La Vie d'Oyasama selon la vision du temps moderne

III, Temple de Tsukihi

14. Âme de Kamezô (La Vie d’Oyasama, p. 42-43)

En 1866, Oharu, fille d’Oyasama, donna naissance à Shinnosuke, futur guide spirituel de Tenrikyô appelé Shimbashira. C’était son troisième fils. En effet, le premier fils appelé Kamezô, né en 1854, décéda en 1860 à l’âge de sept ans. Oyasama a déclaré qu’elle avait fait renaître l’âme de Kamezô dans le corps du troisième fils Shinnosuke et ce dernier héritait de l’âme de Maegawa père (père d’Oyasama). En d’autres termes, la même âme a habité par la réincarnation les trois corps différents que sont le père d’Oyasama (1765-1840), Kamezô (1854-1860) et Shinnosuke (1866-1927). Cela veut dire qu’elle souhaitait garder l’âme de son père pour un garçon qui deviendrait plus tard le premier Shimbashira.

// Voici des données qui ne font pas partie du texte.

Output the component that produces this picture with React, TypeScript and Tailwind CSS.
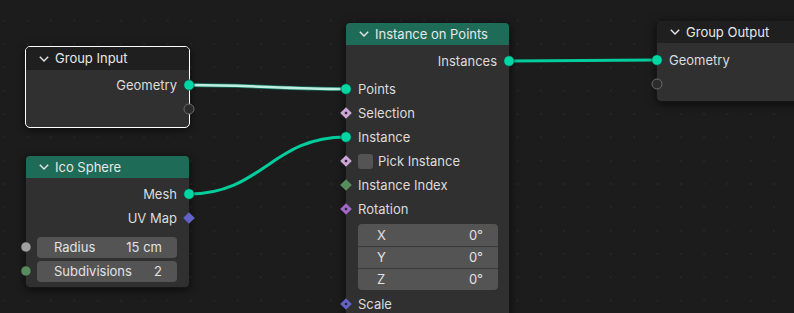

Au XIXe siècle, le taux de mortalité des enfants était plus élevé qu’aujourd’hui et que les gens étaient peut-être plus habitués à ce genre de drame que nos contemporains. Par exemple, du côté de l’époux d’Oharu, sept parmi ses onze frères et sœurs sont décédés très jeune. D’ailleurs, la fille d’Oyasama et son mari ont connu la deuxième déception plus tard : leur quatrième fils est également décédé prématurément. Dans ce contexte historique, les jeunes parents auraient pu relativiser la mort de leur fils aîné bien que ce soit toujours difficile à digérer.

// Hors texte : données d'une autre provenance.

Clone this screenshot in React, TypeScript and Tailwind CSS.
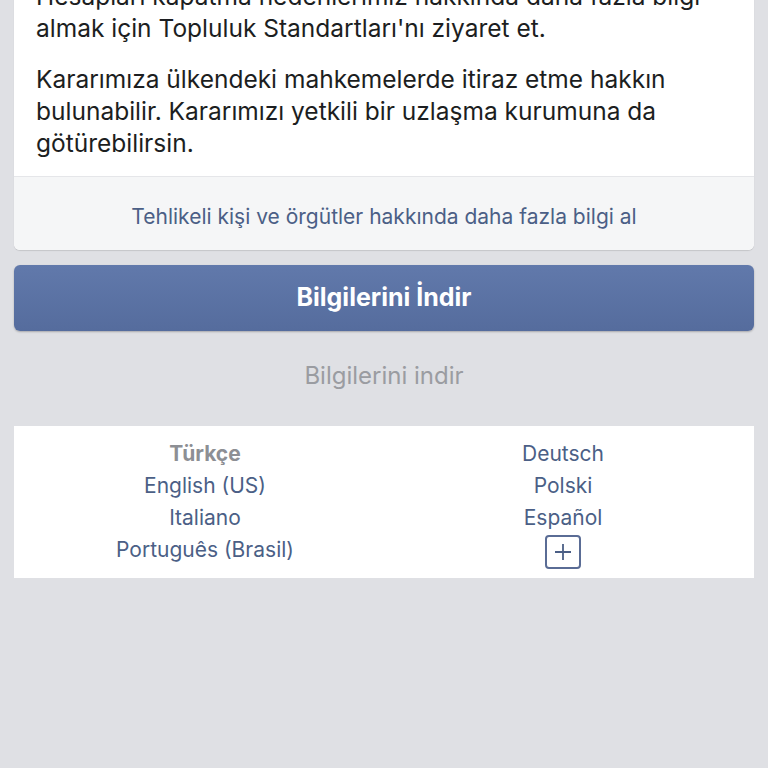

La cause du décès de Kamezô étant inconnue, on en parle comme si sa mort était liée à la volonté divine. Car à sa naissance, Oyasama déclara comme suit : « cet enfant va devenir Shimbashira et Dieu l’accueillera comme tel.(1)» Et plus tard : « les parents lui étaient trop attachés parce qu’il était le premier fils, je n’avais pas pu l’adopter (La Vie d’Oyasama, p. 43) ». Les contemporains d’Oyasama ont pensé qu’elle fut obligée à effectuer la transmigration fraternelle de l’âme pour garder le premier Shimbashira à la Résidence, vu l’importance du droit de succession familial qui ne permit pas à ses parents de confier leur héritier chez Oyasama.

Cependant, cette interprétation a éveillé le doute au deuxième Shimbashira. Il dit qu’Oyasama aurait donné bien d’autres explications sur la question de cette âme mais le point qui aurait convaincu le plus les premiers fidèles, c’était cette hypothèse du « fils héritier ». Ils n’auraient alors consigné que ça. Selon lui, la question de l’héritage ferait partie des explications sur la transmigration de l’âme mais elle ne doit pas être la seule. Une âme ne change pas uniquement dans le souci d’une succession familiale son corps qu’elle intègre.(2)

Effectivement, il me semble improbable que sa mort précoce soit provoquée par le fait que ses parents ont repoussé la demande divine. Devant le refus du couple, Oyasama n’a prédit ni sa mort ni la transmigration de son âme dans le corps du troisième fils. La mort prématurée, fréquente à l’époque, l’aurait frappé accidentellement. C’est-à-dire, cela aurait été un coup de sort qu’Oyagami et Oyasama ne cherchaient pas à maîtriser et face à cette réalité triste, ils auraient voulu soulager le couple plus tard en affirmant que le petit garçon malchanceux est revenu dans le corps du nouveau-né. Je trouve également que c’est une des preuves qu’Oyagami respecte les vies et activités humaines sans imposer à tout prix ses intentions ni tout contrôler à son gré.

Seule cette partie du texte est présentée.